▸ THE REQUEST
Do not include the pictures; repeat the rest of the data exactly.

****

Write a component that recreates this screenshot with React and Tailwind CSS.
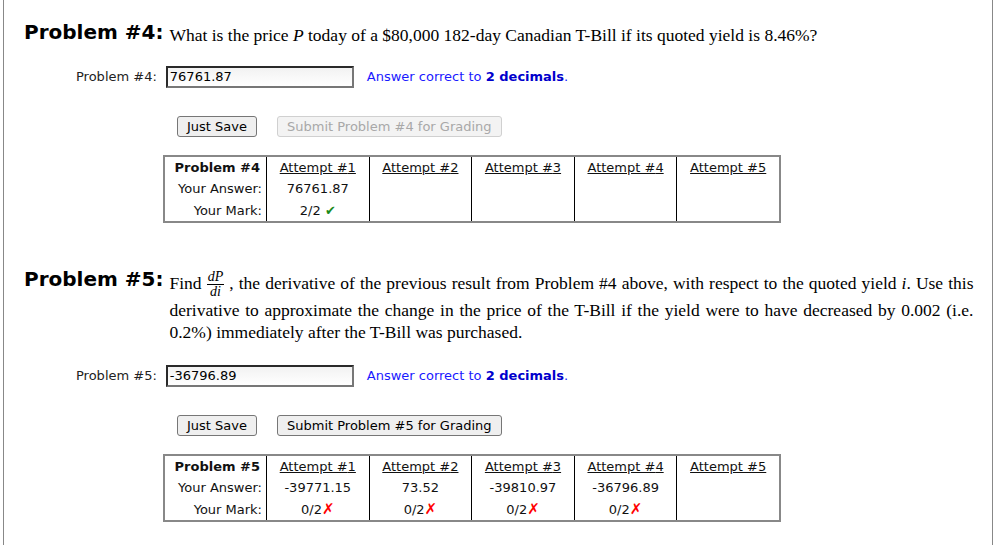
import React from 'react'

const sans = { fontFamily: '"DejaVu Sans", Verdana, sans-serif' }
const serif = { fontFamily: '"Liberation Serif", "Times New Roman", serif' }

const Check = () => <span className="text-[#1a8a1a] text-[13px]">✔</span>
const Cross = () => <span className="text-[#ff0000] text-[15px]">✗</span>

const AnswerRow = ({ label, value }) => (
  <div className="flex items-center ml-[72px] text-[13px]" style={sans}>
    <span className="text-[#222]">{label}</span>
    <div className="ml-[9px] w-[188px] h-[22px] border-2 border-t-[#2a2a2a] border-l-[#2a2a2a] border-b-[#777] border-r-[#777] bg-gradient-to-b from-[#f2f2f2] to-white flex items-center pl-[2px] text-black">
      {value}
    </div>
    <span className="ml-[13px] text-[#1a1aff]">
      Answer correct to <b className="text-[#0000cc]">2 decimals</b>.
    </span>
  </div>
)

const Buttons = ({ n, disabled }) => (
  <div className="flex items-center ml-[173px] gap-[20px] text-[13px]" style={sans}>
    <button className="h-[21px] px-[9px] border border-[#767676] rounded-[3px] bg-[#efefef] text-black leading-none">
      Just Save
    </button>
    {disabled ? (
      <button className="h-[21px] px-[9px] border border-[#d0d0d0] rounded-[3px] bg-[#f3f3f3] text-[#a8a8a8] leading-none">
        Submit Problem #{n} for Grading
      </button>
    ) : (
      <button className="h-[21px] px-[9px] border border-[#767676] rounded-[3px] bg-[#efefef] text-black leading-none">
        Submit Problem #{n} for Grading
      </button>
    )}
  </div>
)

const Attempts = ({ n, answers, marks }) => {
  const cols = [0, 1, 2, 3, 4]
  return (
    <div className="ml-[159px] w-[618px] border-2 border-[#888] flex text-[13px] text-[#111]" style={sans}>
      <div className="w-[101px] flex flex-col">
        <div className="h-[21px] flex items-center justify-end pr-[6px] font-bold">Problem #{n}</div>
        <div className="h-[22px] flex items-center justify-end pr-[4px]">Your Answer:</div>
        <div className="h-[21px] flex items-center justify-end pr-[4px]">Your Mark:</div>
      </div>
      {cols.map((i) => (
        <div key={i} className="flex-1 border-l border-black flex flex-col">
          <div className="h-[21px] flex items-center justify-center">
            <span className="underline">Attempt #{i + 1}</span>
          </div>
          <div className="h-[22px] flex items-center justify-center">{answers[i] || ''}</div>
          <div className="h-[21px] flex items-center justify-center">{marks[i] || ''}</div>
        </div>
      ))}
    </div>
  )
}

const Heading = ({ children }) => (
  <h2 className="text-[20px] leading-[26px] font-bold text-black whitespace-nowrap" style={sans}>
    {children}
  </h2>
)

export default function App() {
  return (
    <div className="bg-white w-[998px] h-[545px] overflow-hidden">
      <div className="ml-[3px] w-[990px] h-full border-l border-r border-[#888] flex flex-col">
        <div className="flex items-start pt-[19px] pl-[20px]">
          <Heading>Problem #4:</Heading>
          <p className="ml-[6px] mt-[5px] text-[17.5px] leading-[22px] text-black whitespace-nowrap" style={serif}>
            What is the price <i>P</i> today of a $80,000 182-day Canadian T-Bill if its quoted yield is 8.46%?
          </p>
        </div>

        <div className="mt-[20px]">
          <AnswerRow label="Problem #4:" value="76761.87" />
        </div>
        <div className="mt-[28px]">
          <Buttons n={4} disabled />
        </div>
        <div className="mt-[18px]">
          <Attempts n={4} answers={['76761.87']} marks={[<span key="m">2/2 <Check /></span>]} />
        </div>

        <div className="flex items-start mt-[43px] pl-[20px]">
          <Heading>Problem #5:</Heading>
          <p className="ml-[6px] mt-[4px] w-[804px] text-justify text-[17.5px] leading-[22px] text-black" style={serif}>
            Find{' '}
            <span className="inline-flex flex-col items-center align-middle text-[14px] leading-[14px] italic">
              <span className="border-b border-black px-[1px]">dP</span>
              <span>di</span>
            </span>{' '}
            , the derivative of the previous result from Problem #4 above, with respect to the quoted yield <i>i</i>. Use this
            derivative to approximate the change in the price of the T-Bill if the yield were to have decreased by 0.002 (i.e.
            0.2%) immediately after the T-Bill was purchased.
          </p>
        </div>

        <div className="mt-[22px]">
          <AnswerRow label="Problem #5:" value="-36796.89" />
        </div>
        <div className="mt-[28px]">
          <Buttons n={5} />
        </div>
        <div className="mt-[18px]">
          <Attempts
            n={5}
            answers={['-39771.15', '73.52', '-39810.97', '-36796.89']}
            marks={[0, 1, 2, 3].map((k) => (
              <span key={k}>0/2<Cross /></span>
            ))}
          />
        </div>
      </div>
    </div>
  )
}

****

▸ RESULT FOR THIS TASK
Write a component that recreates this screenshot with React and Tailwind CSS.
import React from 'react'

const sans = { fontFamily: '"DejaVu Sans", Verdana, sans-serif' }
const serif = { fontFamily: '"Liberation Serif", "Times New Roman", serif' }

const Check = () => <span className="text-[#1a8a1a] text-[13px]">✔</span>
const Cross = () => <span className="text-[#ff0000] text-[15px]">✗</span>

const AnswerRow = ({ label, value }) => (
  <div className="flex items-center ml-[72px] text-[13px]" style={sans}>
    <span className="text-[#222]">{label}</span>
    <div className="ml-[9px] w-[188px] h-[22px] border-2 border-t-[#2a2a2a] border-l-[#2a2a2a] border-b-[#777] border-r-[#777] bg-gradient-to-b from-[#f2f2f2] to-white flex items-center pl-[2px] text-black">
      {value}
    </div>
    <span className="ml-[13px] text-[#1a1aff]">
      Answer correct to <b className="text-[#0000cc]">2 decimals</b>.
    </span>
  </div>
)

const Buttons = ({ n, disabled }) => (
  <div className="flex items-center ml-[173px] gap-[20px] text-[13px]" style={sans}>
    <button className="h-[21px] px-[9px] border border-[#767676] rounded-[3px] bg-[#efefef] text-black leading-none">
      Just Save
    </button>
    {disabled ? (
      <button className="h-[21px] px-[9px] border border-[#d0d0d0] rounded-[3px] bg-[#f3f3f3] text-[#a8a8a8] leading-none">
        Submit Problem #{n} for Grading
      </button>
    ) : (
      <button className="h-[21px] px-[9px] border border-[#767676] rounded-[3px] bg-[#efefef] text-black leading-none">
        Submit Problem #{n} for Grading
      </button>
    )}
  </div>
)

const Attempts = ({ n, answers, marks }) => {
  const cols = [0, 1, 2, 3, 4]
  return (
    <div className="ml-[159px] w-[618px] border-2 border-[#888] flex text-[13px] text-[#111]" style={sans}>
      <div className="w-[101px] flex flex-col">
        <div className="h-[21px] flex items-center justify-end pr-[6px] font-bold">Problem #{n}</div>
        <div className="h-[22px] flex items-center justify-end pr-[4px]">Your Answer:</div>
        <div className="h-[21px] flex items-center justify-end pr-[4px]">Your Mark:</div>
      </div>
      {cols.map((i) => (
        <div key={i} className="flex-1 border-l border-black flex flex-col">
          <div className="h-[21px] flex items-center justify-center">
            <span className="underline">Attempt #{i + 1}</span>
          </div>
          <div className="h-[22px] flex items-center justify-center">{answers[i] || ''}</div>
          <div className="h-[21px] flex items-center justify-center">{marks[i] || ''}</div>
        </div>
      ))}
    </div>
  )
}

const Heading = ({ children }) => (
  <h2 className="text-[20px] leading-[26px] font-bold text-black whitespace-nowrap" style={sans}>
    {children}
  </h2>
)

export default function App() {
  return (
    <div className="bg-white w-[998px] h-[545px] overflow-hidden">
      <div className="ml-[3px] w-[990px] h-full border-l border-r border-[#888] flex flex-col">
        <div className="flex items-start pt-[19px] pl-[20px]">
          <Heading>Problem #4:</Heading>
          <p className="ml-[6px] mt-[5px] text-[17.5px] leading-[22px] text-black whitespace-nowrap" style={serif}>
            What is the price <i>P</i> today of a $80,000 182-day Canadian T-Bill if its quoted yield is 8.46%?
          </p>
        </div>

        <div className="mt-[20px]">
          <AnswerRow label="Problem #4:" value="76761.87" />
        </div>
        <div className="mt-[28px]">
          <Buttons n={4} disabled />
        </div>
        <div className="mt-[18px]">
          <Attempts n={4} answers={['76761.87']} marks={[<span key="m">2/2 <Check /></span>]} />
        </div>

        <div className="flex items-start mt-[43px] pl-[20px]">
          <Heading>Problem #5:</Heading>
          <p className="ml-[6px] mt-[4px] w-[804px] text-justify text-[17.5px] leading-[22px] text-black" style={serif}>
            Find{' '}
            <span className="inline-flex flex-col items-center align-middle text-[14px] leading-[14px] italic">
              <span className="border-b border-black px-[1px]">dP</span>
              <span>di</span>
            </span>{' '}
            , the derivative of the previous result from Problem #4 above, with respect to the quoted yield <i>i</i>. Use this
            derivative to approximate the change in the price of the T-Bill if the yield were to have decreased by 0.002 (i.e.
            0.2%) immediately after the T-Bill was purchased.
          </p>
        </div>

        <div className="mt-[22px]">
          <AnswerRow label="Problem #5:" value="-36796.89" />
        </div>
        <div className="mt-[28px]">
          <Buttons n={5} />
        </div>
        <div className="mt-[18px]">
          <Attempts
            n={5}
            answers={['-39771.15', '73.52', '-39810.97', '-36796.89']}
            marks={[0, 1, 2, 3].map((k) => (
              <span key={k}>0/2<Cross /></span>
            ))}
          />
        </div>
      </div>
    </div>
  )
}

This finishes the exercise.